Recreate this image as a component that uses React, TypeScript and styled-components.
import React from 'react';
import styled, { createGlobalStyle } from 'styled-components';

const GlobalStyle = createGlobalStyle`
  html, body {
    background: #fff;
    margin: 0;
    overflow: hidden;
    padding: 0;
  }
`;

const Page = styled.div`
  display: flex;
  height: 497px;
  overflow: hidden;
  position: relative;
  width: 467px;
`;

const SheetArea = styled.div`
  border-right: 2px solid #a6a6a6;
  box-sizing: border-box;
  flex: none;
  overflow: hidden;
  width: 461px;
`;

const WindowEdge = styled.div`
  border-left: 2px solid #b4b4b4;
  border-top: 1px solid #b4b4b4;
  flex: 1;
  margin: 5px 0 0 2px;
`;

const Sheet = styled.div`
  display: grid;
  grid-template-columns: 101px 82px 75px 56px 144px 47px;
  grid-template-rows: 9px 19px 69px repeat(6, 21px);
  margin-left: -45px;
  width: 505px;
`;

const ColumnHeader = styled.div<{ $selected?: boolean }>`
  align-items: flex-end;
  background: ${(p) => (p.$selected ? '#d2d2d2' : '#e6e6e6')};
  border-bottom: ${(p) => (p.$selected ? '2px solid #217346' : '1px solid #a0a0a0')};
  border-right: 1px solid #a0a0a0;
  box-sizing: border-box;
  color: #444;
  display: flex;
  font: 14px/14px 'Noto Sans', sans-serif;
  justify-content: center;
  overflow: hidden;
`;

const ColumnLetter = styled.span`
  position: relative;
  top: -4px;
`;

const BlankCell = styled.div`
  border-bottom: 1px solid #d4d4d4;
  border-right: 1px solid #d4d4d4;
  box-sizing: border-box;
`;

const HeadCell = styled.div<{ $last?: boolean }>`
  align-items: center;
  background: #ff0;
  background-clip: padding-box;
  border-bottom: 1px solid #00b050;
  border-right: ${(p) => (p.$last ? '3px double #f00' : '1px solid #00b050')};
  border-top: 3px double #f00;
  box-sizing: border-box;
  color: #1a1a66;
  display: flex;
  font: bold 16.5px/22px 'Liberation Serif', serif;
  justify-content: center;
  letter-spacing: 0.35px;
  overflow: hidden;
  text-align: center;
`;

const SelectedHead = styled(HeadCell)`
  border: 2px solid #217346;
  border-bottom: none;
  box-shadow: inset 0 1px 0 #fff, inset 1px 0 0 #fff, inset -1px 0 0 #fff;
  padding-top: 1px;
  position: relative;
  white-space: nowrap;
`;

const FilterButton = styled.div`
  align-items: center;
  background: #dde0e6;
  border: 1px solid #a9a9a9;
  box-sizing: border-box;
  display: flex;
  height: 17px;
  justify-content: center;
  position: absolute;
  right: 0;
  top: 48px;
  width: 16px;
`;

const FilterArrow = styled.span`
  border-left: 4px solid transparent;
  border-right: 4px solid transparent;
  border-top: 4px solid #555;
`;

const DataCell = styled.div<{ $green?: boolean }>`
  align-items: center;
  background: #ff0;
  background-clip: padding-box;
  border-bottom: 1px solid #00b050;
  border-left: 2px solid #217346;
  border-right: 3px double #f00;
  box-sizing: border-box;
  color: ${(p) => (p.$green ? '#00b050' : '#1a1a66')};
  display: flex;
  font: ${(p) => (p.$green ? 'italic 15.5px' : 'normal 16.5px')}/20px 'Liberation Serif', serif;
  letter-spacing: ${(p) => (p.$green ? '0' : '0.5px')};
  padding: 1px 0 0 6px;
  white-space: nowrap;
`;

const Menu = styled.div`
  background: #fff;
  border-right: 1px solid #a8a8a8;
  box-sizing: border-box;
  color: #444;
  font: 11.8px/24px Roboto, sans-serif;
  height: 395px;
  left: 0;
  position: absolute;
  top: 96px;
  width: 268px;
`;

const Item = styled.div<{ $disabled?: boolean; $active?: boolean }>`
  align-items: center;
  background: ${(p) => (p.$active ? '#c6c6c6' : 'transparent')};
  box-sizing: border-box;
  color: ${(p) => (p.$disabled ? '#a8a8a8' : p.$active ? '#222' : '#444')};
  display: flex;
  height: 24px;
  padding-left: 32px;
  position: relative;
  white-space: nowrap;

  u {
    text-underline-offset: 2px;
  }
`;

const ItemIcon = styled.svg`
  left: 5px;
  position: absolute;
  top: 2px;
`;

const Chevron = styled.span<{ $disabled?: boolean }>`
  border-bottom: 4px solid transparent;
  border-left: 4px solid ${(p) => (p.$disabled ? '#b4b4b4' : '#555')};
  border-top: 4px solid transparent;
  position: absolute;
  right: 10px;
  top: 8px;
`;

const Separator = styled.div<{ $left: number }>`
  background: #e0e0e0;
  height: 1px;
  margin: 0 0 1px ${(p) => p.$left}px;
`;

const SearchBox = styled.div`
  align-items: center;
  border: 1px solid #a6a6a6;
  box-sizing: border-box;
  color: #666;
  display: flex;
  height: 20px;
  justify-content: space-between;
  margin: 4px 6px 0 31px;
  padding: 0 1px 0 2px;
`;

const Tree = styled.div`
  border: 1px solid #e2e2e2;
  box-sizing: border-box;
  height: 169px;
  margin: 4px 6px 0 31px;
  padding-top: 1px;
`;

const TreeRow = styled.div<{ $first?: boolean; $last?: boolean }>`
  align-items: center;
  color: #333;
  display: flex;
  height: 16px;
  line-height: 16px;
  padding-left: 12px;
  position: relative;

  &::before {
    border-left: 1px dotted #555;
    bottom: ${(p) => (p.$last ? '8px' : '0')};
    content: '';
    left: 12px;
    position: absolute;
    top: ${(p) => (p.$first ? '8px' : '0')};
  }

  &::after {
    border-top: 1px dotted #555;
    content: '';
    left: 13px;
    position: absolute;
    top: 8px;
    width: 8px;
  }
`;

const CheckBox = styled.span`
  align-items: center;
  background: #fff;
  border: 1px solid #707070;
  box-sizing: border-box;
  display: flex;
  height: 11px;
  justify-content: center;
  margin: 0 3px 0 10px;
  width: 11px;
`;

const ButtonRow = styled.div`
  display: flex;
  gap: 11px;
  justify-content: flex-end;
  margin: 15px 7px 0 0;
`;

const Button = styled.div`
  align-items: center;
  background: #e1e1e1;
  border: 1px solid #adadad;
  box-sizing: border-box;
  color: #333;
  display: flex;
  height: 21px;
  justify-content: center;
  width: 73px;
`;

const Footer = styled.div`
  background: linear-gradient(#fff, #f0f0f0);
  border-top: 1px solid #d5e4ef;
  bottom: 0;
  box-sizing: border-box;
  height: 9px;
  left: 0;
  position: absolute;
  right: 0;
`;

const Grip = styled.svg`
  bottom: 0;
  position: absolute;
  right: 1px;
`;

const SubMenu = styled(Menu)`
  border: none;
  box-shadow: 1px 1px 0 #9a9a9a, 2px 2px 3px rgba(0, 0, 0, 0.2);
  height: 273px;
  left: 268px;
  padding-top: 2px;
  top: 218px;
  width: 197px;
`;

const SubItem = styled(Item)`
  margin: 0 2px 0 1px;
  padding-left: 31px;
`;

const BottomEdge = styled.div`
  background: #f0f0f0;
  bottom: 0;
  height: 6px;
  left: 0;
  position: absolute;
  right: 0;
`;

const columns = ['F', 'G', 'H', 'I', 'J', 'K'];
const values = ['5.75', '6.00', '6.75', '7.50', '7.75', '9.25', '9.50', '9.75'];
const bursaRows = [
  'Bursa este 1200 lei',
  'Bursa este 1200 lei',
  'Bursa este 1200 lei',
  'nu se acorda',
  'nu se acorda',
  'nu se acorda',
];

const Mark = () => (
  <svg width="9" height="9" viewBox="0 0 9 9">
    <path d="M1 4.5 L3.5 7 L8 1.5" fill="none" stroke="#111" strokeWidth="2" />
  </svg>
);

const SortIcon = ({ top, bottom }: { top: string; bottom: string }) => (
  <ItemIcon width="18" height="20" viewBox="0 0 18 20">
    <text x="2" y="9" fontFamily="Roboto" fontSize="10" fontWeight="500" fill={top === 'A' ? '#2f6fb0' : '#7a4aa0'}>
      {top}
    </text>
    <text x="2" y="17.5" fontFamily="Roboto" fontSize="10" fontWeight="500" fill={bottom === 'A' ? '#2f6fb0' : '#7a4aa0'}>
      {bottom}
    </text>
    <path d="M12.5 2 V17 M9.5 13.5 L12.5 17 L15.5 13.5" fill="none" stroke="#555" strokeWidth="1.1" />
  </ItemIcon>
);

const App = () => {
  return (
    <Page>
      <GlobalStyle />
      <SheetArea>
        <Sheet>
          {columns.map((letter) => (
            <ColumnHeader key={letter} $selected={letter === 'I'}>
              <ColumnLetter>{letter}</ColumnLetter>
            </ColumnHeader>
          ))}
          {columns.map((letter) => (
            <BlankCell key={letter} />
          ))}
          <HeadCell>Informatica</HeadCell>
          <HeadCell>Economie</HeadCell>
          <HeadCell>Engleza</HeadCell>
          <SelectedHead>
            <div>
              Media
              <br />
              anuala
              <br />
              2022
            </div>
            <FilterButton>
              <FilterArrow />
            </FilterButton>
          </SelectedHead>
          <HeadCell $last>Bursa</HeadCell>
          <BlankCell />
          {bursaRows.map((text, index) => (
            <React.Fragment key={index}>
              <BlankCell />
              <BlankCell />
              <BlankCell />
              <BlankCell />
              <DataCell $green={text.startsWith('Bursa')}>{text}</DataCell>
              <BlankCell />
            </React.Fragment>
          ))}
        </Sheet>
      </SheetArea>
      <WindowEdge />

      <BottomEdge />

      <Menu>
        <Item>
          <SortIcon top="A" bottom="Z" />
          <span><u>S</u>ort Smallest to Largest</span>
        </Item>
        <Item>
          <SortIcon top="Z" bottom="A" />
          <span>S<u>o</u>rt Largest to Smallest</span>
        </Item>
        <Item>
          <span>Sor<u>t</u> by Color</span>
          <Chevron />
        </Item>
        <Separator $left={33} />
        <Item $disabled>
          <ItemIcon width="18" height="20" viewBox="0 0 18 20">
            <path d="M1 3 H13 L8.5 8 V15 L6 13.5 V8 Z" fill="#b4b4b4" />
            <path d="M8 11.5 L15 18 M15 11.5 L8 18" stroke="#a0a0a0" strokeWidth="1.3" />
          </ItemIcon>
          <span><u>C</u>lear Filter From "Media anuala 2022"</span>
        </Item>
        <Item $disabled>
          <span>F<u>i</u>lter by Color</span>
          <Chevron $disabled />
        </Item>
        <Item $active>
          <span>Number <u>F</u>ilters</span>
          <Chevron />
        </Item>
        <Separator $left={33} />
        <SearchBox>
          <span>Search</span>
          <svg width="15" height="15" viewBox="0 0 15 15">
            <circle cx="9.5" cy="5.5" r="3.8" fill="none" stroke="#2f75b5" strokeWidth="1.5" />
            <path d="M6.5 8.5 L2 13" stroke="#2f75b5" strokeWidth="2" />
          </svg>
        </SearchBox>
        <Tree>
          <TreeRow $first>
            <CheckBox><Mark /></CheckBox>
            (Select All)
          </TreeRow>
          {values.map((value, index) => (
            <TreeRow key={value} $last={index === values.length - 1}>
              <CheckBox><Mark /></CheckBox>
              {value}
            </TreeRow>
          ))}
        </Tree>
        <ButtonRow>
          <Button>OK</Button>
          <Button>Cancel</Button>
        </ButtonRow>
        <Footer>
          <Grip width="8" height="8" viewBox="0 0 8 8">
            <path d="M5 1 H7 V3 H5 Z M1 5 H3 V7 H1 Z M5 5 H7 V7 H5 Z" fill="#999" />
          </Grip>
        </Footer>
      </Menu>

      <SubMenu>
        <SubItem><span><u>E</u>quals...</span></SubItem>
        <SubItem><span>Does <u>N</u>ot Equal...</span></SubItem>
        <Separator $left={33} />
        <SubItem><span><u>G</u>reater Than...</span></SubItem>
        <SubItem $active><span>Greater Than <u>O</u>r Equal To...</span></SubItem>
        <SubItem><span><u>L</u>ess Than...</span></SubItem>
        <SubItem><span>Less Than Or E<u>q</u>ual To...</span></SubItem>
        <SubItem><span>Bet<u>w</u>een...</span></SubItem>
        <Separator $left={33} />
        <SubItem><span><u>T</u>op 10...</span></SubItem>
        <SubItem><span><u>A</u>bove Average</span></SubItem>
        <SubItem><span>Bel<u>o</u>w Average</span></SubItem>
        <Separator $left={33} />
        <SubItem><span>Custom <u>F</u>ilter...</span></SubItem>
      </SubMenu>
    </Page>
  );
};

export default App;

• • •

Using the listing above, pull out all lines that hold the word "components".

▶ _ANSWER TO THE PROBLEM_
Recreate this image as a component that uses React, TypeScript and styled-components.
import styled, { createGlobalStyle } from 'styled-components';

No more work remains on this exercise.